Sunday 12 July 2009

Market Closure Stirs Fears of Crime

The closure of Moscow’s sprawling Cherkizovsky Market, which left tens of thousand of people jobless, might lead to an increase in crimes by migrants, a nationwide organization for migrants said Friday, calling on authorities to provide financial support to the jobless migrants.
Meanwhile, migration officials announced that they would deport 151 illegal migrant workers from China and Vietnam who had been employed at Cherkizovsky.
“Many people are in a desperate situation. The atmosphere surrounding the market is volatile and might even lead to a rise in crime,” said Rashid El Arabi, an official with the Migrants of Russia Federation, at a news conference Friday, RIA-Novosti reported.
In addition to ordinary migrant workers, the market had been “a center of attraction for criminal groups” that smuggled goods using the support of corrupt officials, El Arabi said.
More than 100,000 migrant workers became jobless after the market’s closure on June 29, El Arabi said.
“Desperate people who now can’t even pay their rent have been spending their nights under the trees in the street,” the head of Migrants of Russia, Madjumder Mukhammad Amin, said at the same news conference, Interfax reported.

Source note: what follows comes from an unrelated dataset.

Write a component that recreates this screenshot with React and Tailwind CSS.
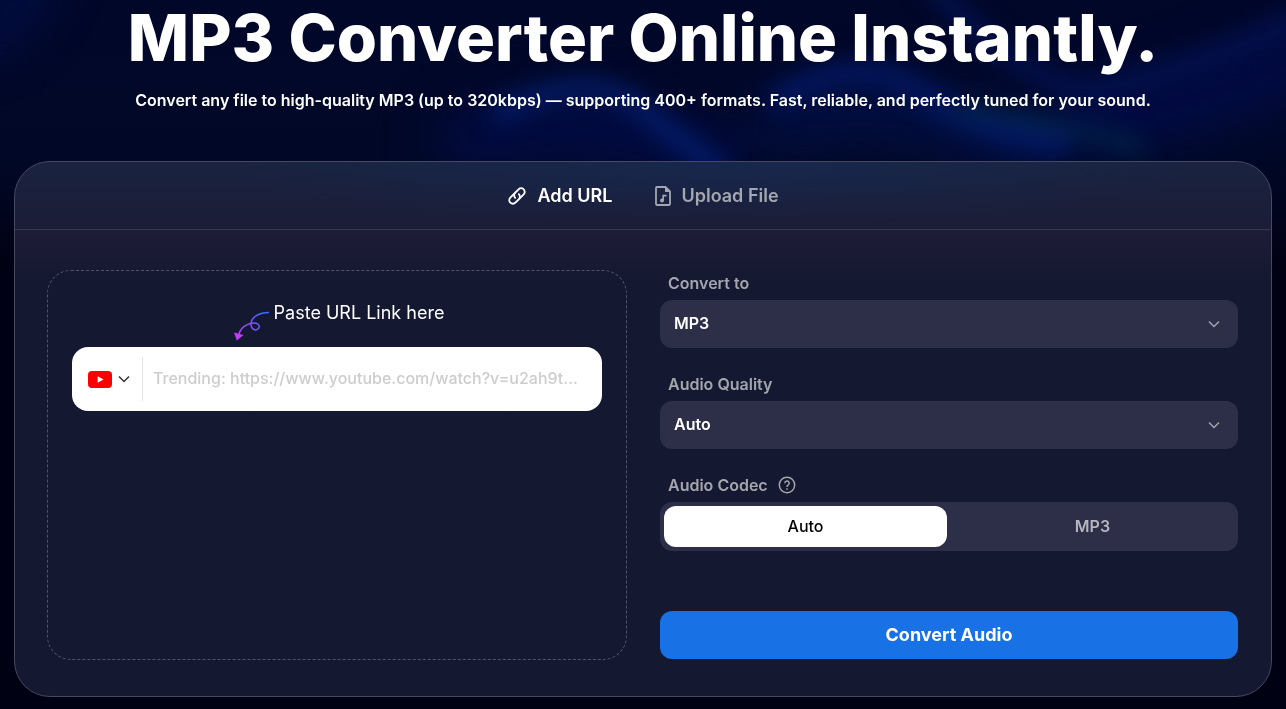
import { useState } from "react";

function Backdrop() {
  return (
    <svg
      className="absolute inset-x-0 top-0 h-[262px] w-full"
      viewBox="0 0 1286 262"
      preserveAspectRatio="none"
      aria-hidden="true"
    >
      <defs>
        <linearGradient id="sky" x1="0" y1="0" x2="0" y2="1">
          <stop offset="0" stopColor="#010729" />
          <stop offset="0.6" stopColor="#010827" />
          <stop offset="1" stopColor="#010114" />
        </linearGradient>
        <filter id="soft" x="-30%" y="-80%" width="160%" height="260%" colorInterpolationFilters="sRGB">
          <feGaussianBlur stdDeviation="11" />
        </filter>
        <filter id="mist" x="-30%" y="-80%" width="160%" height="260%" colorInterpolationFilters="sRGB">
          <feGaussianBlur stdDeviation="26" />
        </filter>
      </defs>
      <rect width="1286" height="262" fill="url(#sky)" />
      <g filter="url(#mist)" fill="none" strokeLinecap="round">
        <path d="M-30 40 Q10 30 40 -30" stroke="#04155c" strokeWidth="24" />
        <path d="M1080 120 Q1160 120 1300 60" stroke="#020c48" strokeWidth="60" />
        <path d="M460 140 Q600 110 720 160" stroke="#020c4c" strokeWidth="44" />
        <path d="M780 120 Q900 90 1030 150" stroke="#021048" strokeWidth="50" />
      </g>
      <g filter="url(#soft)" fill="none" strokeLinecap="round">
        <path d="M500 112 Q590 68 640 108 T720 170" stroke="#042074" strokeWidth="20" opacity="0.8" />
        <path d="M780 98 Q860 50 920 92 T1060 144" stroke="#041c70" strokeWidth="20" opacity="0.8" />
        <path d="M960 110 Q1040 118 1140 148" stroke="#032a4c" strokeWidth="14" opacity="0.8" />
        <path d="M930 -20 Q990 60 1080 92 Q1170 80 1300 20" stroke="#041154" strokeWidth="22" opacity="0.8" />
      </g>
    </svg>
  );
}

function LinkIcon() {
  return (
    <svg className="size-5" viewBox="0 0 24 24" fill="none" stroke="currentColor" strokeWidth="2.2" strokeLinecap="round" strokeLinejoin="round" aria-hidden="true">
      <path d="M9.800 14.200a4.300 4.300 0 0 1 0-6.100l4.100-4.100a4.300 4.300 0 0 1 6.100 6.100l-4.700 4.700" />
      <path d="M14.200 9.800a4.300 4.300 0 0 1 0 6.100l-4.100 4.100a4.300 4.300 0 0 1-6.100-6.100l4.700-4.700" />
    </svg>
  );
}

function MusicFileIcon() {
  return (
    <svg className="h-5 w-4" viewBox="0 0 16 20" fill="none" aria-hidden="true">
      <path d="M10.5 1H1.9a.9.9 0 0 0-.9.9v16.2c0 .5.4.9.9.9h12.2c.5 0 .9-.4.9-.9V5.500Z" stroke="currentColor" strokeWidth="1.8" strokeLinejoin="round" />
      <path d="M10 1v5h5Z" fill="currentColor" />
      <path d="M8.200 14.500V9.600h3.400" stroke="currentColor" strokeWidth="1.700" />
      <circle cx="7" cy="14.600" r="2" fill="currentColor" />
    </svg>
  );
}

function Chevron({ className }) {
  return (
    <svg className={className} viewBox="0 0 12 8" fill="none" stroke="currentColor" strokeWidth="1.5" aria-hidden="true">
      <path d="M1 1.500l5 5 5-5" />
    </svg>
  );
}

function CurlyArrow() {
  return (
    <svg className="h-[30px] w-9 shrink-0" viewBox="0 0 36 30" fill="none" aria-hidden="true">
      <defs>
        <linearGradient id="curl" x1="36" y1="1" x2="4" y2="26" gradientUnits="userSpaceOnUse">
          <stop offset="0" stopColor="#2b70ff" />
          <stop offset="1" stopColor="#c13bff" />
        </linearGradient>
      </defs>
      <path d="M35 1.500C25 1.500 17.500 6 17 12.500c-.3 4.500 2.500 7 5.500 6.300 3-.8 3.800-4.500 1-6C17.500 10.500 7 14.500 5 23" stroke="url(#curl)" strokeWidth="1.500" />
      <path d="M0 21.500l9.500 2.500L2.800 29.500Z" fill="#c13bff" />
    </svg>
  );
}

function YouTubeMark() {
  return (
    <svg className="h-[17px] w-6" viewBox="0 0 24 17" aria-hidden="true">
      <rect width="24" height="17" rx="4" fill="#f00" />
      <path d="M9.700 5.200v6.600l5.800-3.300Z" fill="#fff" />
    </svg>
  );
}

function HelpIcon() {
  return (
    <svg className="size-[18px]" viewBox="0 0 18 18" fill="none" stroke="currentColor" strokeWidth="1.500" aria-hidden="true">
      <circle cx="9" cy="9" r="7.700" />
      <path d="M6.800 7.200a2.200 2.200 0 1 1 3.300 1.900c-.7.400-1.100.8-1.100 1.600v.3" />
      <path d="M9 12.200v1.500" />
    </svg>
  );
}

function SelectField({ id, label, options }) {
  return (
    <div className="flex flex-col">
      <label htmlFor={id} className="px-2 text-base leading-[34px] font-semibold text-[#a4a5ad]">
        {label}
      </label>
      <div className="relative">
        <select id={id} className="h-12 w-full appearance-none rounded-xl bg-[#2d2f49] px-3.5 pb-0.5 text-base font-semibold text-white">
          {options.map((option) => (
            <option key={option}>{option}</option>
          ))}
        </select>
        <Chevron className="pointer-events-none absolute top-5 right-[18px] h-2 w-3 text-[#a2a3ad]" />
      </div>
    </div>
  );
}

export default function App() {
  const [tab, setTab] = useState("url");
  const [codec, setCodec] = useState("Auto");
  return (
    <div className="relative min-h-screen bg-[#010114] font-['Inter',sans-serif] text-white">
      <Backdrop />
      <main className="relative px-3.5 pb-3">
        <header className="text-center">
          <h1 className="text-[65px] leading-[76px] font-extrabold whitespace-nowrap">MP3 Converter Online Instantly.</h1>
          <p className="pt-3 text-base leading-6 font-semibold whitespace-nowrap">
            Convert any file to high-quality MP3 (up to 320kbps) — supporting 400+ formats. Fast, reliable, and perfectly tuned for your sound.
          </p>
        </header>

        <section className="mt-[49px] rounded-[36px] border border-[#464960] bg-linear-to-b from-[#192340] via-[#1c1b35] via-15% to-[#151831] to-22%">
          <div role="tablist" className="flex h-[68px] items-center justify-center gap-[43px] rounded-t-[35px] border-b border-[#363850] bg-[radial-gradient(ellipse_40%_90%_at_56%_0%,#152a5599,transparent)] text-lg">
            <button role="tab" aria-selected={tab === "url"} onClick={() => setTab("url")} className="flex items-center gap-2.5 font-semibold">
              <LinkIcon />
              Add URL
            </button>
            <button role="tab" aria-selected={tab === "file"} onClick={() => setTab("file")} className="flex items-center gap-2.5 font-semibold text-[#a4a6b0]">
              <MusicFileIcon />
              Upload File
            </button>
          </div>

          <div className="grid grid-cols-2 gap-8 px-8 pt-10 pb-9">
            <div className="rounded-3xl border border-dashed border-[#51536a] px-6 pt-7">
              <label htmlFor="link" className="flex h-12 items-start justify-center pl-1 text-lg leading-7">
                <span className="flex gap-1">
                  <span className="pt-3">
                    <CurlyArrow />
                  </span>
                  Paste URL Link here
                </span>
              </label>
              <div className="flex h-16 items-center rounded-2xl bg-white px-4">
                <button aria-label="Choose source" className="flex items-center gap-1.5 text-[#333]">
                  <YouTubeMark />
                  <Chevron className="h-2 w-3" />
                </button>
                <span className="ml-3 h-11 w-px bg-[#e3e3e3]" />
                <input
                  id="link"
                  type="url"
                  placeholder="Trending: https://www.youtube.com/watch?v=u2ah9t..."
                  className="ml-2.5 min-w-0 flex-1 pb-0.5 text-base font-medium text-ellipsis text-black outline-none placeholder:text-[#cdcdcd]"
                />
              </div>
            </div>

            <form className="flex flex-col px-px pb-px" onSubmit={(event) => event.preventDefault()}>
              <div className="-mt-1 flex flex-col gap-[19px]">
                <SelectField id="format" label="Convert to" options={["MP3"]} />
                <SelectField id="quality" label="Audio Quality" options={["Auto"]} />
                <fieldset>
                  <legend className="flex items-center gap-2.5 px-2 text-base leading-[34px] font-semibold text-[#a4a5ad]">
                    Audio Codec
                    <HelpIcon />
                  </legend>
                  <div className="flex h-[49px] gap-1 rounded-xl bg-[#2d2f49] p-1">
                    {["Auto", "MP3"].map((name) => (
                      <button
                        key={name}
                        type="button"
                        aria-pressed={codec === name}
                        onClick={() => setCodec(name)}
                        className={
                          codec === name
                            ? "flex-1 rounded-xl bg-white pb-0.5 text-base font-medium text-black"
                            : "flex-1 rounded-xl pb-0.5 text-base font-semibold text-[#b5b6be]"
                        }
                      >
                        {name}
                      </button>
                    ))}
                  </div>
                </fieldset>
              </div>
              <button type="submit" className="mt-[60px] h-12 rounded-xl bg-[#1871e5] text-lg font-bold">
                Convert Audio
              </button>
            </form>
          </div>
        </section>
      </main>
    </div>
  );
}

Amin called on authorities to provide financial support to the migrants.
His organization has opened a field kitchen not far from the market to provide free hot meals for the jobless migrants, Amin said.
Another aim of the kitchen is to “control” migrants “so that they don’t violate Russian law,” he said.
The kitchen provides migrants with pilaf, vegetables, meat, tea and water from noon until 7 p.m. daily, Amin said.
His organization will also provide legal assistance to migrants on how to protect their rights as entrepreneurs, Amin said.
The Federal Migration Service said Friday that within the next 10 days it would deport 151 illegal migrant workers from China and Vietnam who had been employed at Cherkizovsky, Interfax reported.
Amin criticized the move, saying, “Ordinary people who have committed an administrative offense have become scapegoats, while criminals walk free.” “But no official, no businessman has been detained,” Amin said.
The Investigative Committee asked a court on Friday to suspend for 90 days the activities of two subsidiaries of AST Group, which had run operations at Cherkizovsky Market, and four other affiliated companies over violations of fire safety and sanitary rules, RIA-Novosti reported.
The closure came after Prime Minister Vladimir Putin called for “convictions” in connection to a seizure there last year of about $2 billion in purportedly contraband goods. The market is owned by multimillionaire Telman Ismailov, who was the target of a documentary film aired on state television last month that claimed that billions of dollars have been laundered at Cherkizovsky Market.